--- Start of INPUT MATERIAL ---

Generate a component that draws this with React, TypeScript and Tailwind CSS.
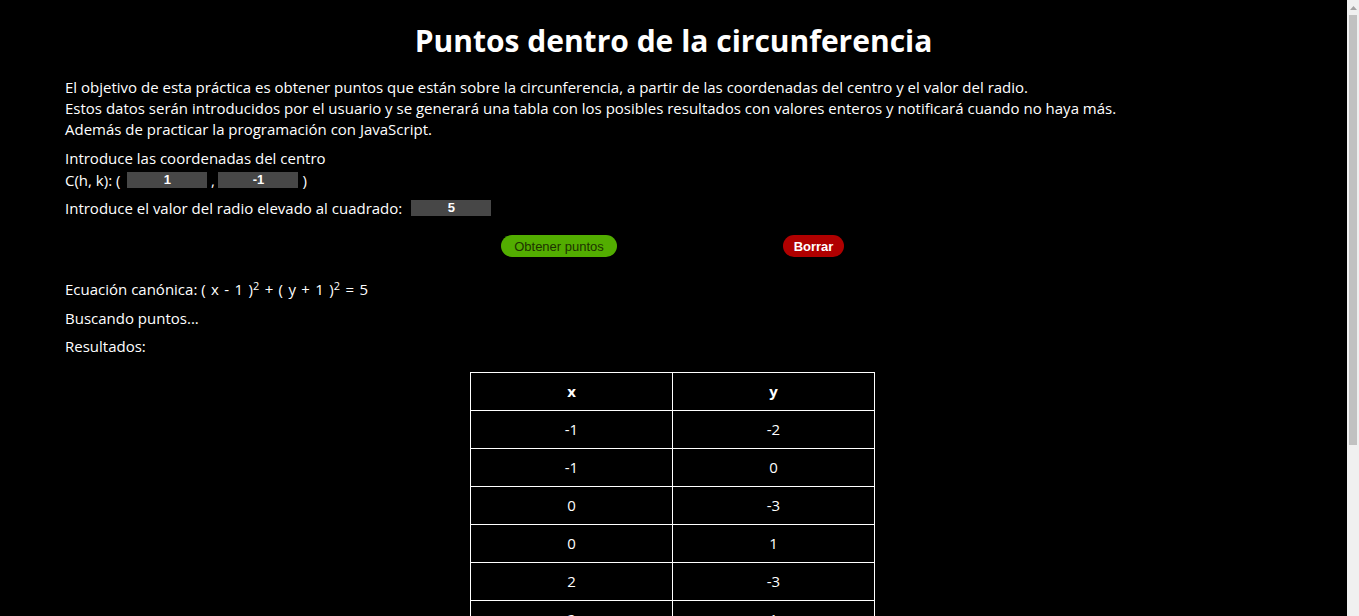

--- End of INPUT MATERIAL ---
--- Start of INPUT MATERIAL ---

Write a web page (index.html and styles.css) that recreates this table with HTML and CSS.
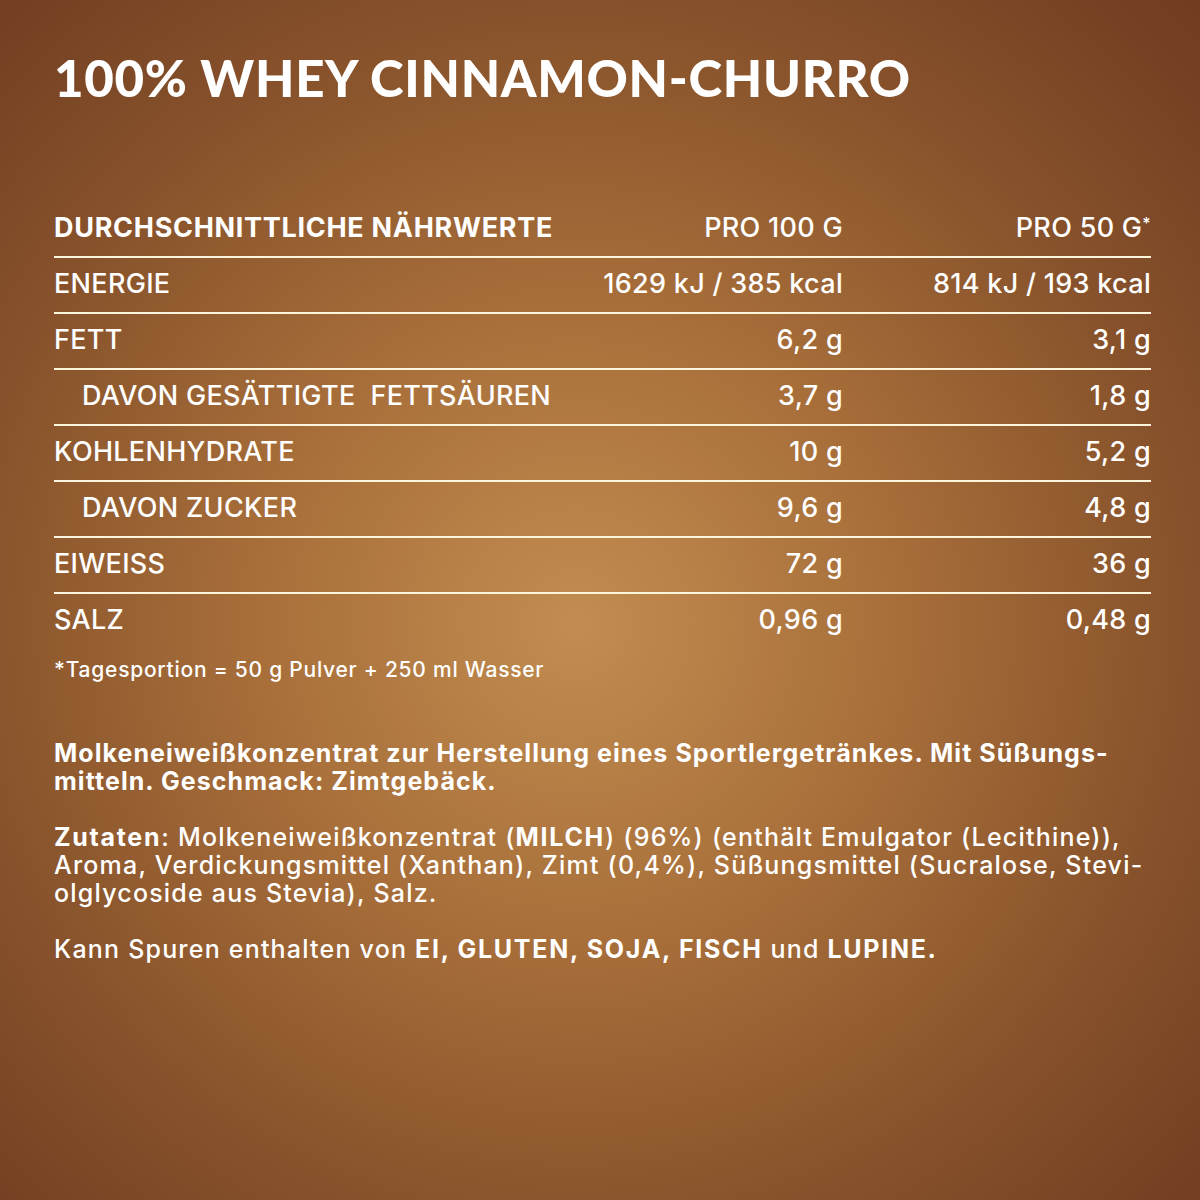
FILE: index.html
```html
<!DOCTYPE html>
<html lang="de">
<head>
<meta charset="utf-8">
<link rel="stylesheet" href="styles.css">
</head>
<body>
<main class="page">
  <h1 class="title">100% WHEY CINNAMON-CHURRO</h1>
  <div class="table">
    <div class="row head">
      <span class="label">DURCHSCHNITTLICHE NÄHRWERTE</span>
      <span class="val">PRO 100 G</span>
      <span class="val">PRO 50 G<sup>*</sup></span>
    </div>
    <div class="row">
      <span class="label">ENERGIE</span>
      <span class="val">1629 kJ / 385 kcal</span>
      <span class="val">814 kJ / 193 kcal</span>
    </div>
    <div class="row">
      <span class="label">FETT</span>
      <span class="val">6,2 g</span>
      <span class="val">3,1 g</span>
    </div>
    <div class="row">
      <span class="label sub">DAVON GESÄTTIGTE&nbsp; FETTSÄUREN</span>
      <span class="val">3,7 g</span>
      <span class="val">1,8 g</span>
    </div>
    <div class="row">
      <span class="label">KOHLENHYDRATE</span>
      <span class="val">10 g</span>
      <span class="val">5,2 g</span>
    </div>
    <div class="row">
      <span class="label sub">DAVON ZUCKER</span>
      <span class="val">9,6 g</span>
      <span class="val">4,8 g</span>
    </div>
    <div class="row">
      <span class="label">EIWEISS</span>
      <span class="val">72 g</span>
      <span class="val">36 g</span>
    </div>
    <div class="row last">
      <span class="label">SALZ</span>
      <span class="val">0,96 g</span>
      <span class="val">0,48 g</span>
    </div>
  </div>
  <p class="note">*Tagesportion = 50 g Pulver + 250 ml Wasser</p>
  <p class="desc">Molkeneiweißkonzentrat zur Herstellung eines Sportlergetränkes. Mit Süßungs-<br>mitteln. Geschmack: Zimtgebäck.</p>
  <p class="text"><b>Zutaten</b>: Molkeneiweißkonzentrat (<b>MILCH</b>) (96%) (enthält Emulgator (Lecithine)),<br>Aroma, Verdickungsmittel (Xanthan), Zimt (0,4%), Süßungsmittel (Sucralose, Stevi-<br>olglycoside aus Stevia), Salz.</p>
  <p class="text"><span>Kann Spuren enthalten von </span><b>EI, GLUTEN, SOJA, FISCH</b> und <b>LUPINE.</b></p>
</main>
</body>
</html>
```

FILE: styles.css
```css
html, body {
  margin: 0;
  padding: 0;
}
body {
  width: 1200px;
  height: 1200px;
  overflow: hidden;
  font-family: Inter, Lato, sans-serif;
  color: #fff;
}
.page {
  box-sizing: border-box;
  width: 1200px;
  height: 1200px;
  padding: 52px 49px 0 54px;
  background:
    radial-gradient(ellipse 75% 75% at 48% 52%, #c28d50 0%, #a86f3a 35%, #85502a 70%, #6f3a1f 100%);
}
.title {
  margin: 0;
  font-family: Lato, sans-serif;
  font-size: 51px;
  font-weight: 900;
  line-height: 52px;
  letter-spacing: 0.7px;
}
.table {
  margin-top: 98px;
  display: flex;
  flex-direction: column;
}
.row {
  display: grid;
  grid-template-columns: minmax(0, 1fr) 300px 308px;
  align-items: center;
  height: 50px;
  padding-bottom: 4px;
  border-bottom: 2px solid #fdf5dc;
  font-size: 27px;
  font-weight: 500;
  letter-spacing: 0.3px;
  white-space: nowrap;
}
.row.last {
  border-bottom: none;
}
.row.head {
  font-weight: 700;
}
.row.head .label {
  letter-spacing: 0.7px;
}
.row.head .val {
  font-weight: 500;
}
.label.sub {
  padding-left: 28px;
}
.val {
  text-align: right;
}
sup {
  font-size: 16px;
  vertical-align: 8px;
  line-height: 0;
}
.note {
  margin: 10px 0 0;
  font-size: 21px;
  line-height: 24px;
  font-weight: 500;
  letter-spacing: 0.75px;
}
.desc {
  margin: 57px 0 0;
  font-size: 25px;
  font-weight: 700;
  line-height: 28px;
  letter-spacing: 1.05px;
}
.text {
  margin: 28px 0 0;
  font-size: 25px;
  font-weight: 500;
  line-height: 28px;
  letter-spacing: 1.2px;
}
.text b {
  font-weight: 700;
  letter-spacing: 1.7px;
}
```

--- End of INPUT MATERIAL ---

[GIVEN TASK]:
Copy each line of the records above that carries the word "with".

[TASK ANSWER]:
Generate a component that draws this with React, TypeScript and Tailwind CSS.
Write a web page (index.html and styles.css) that recreates this table with HTML and CSS.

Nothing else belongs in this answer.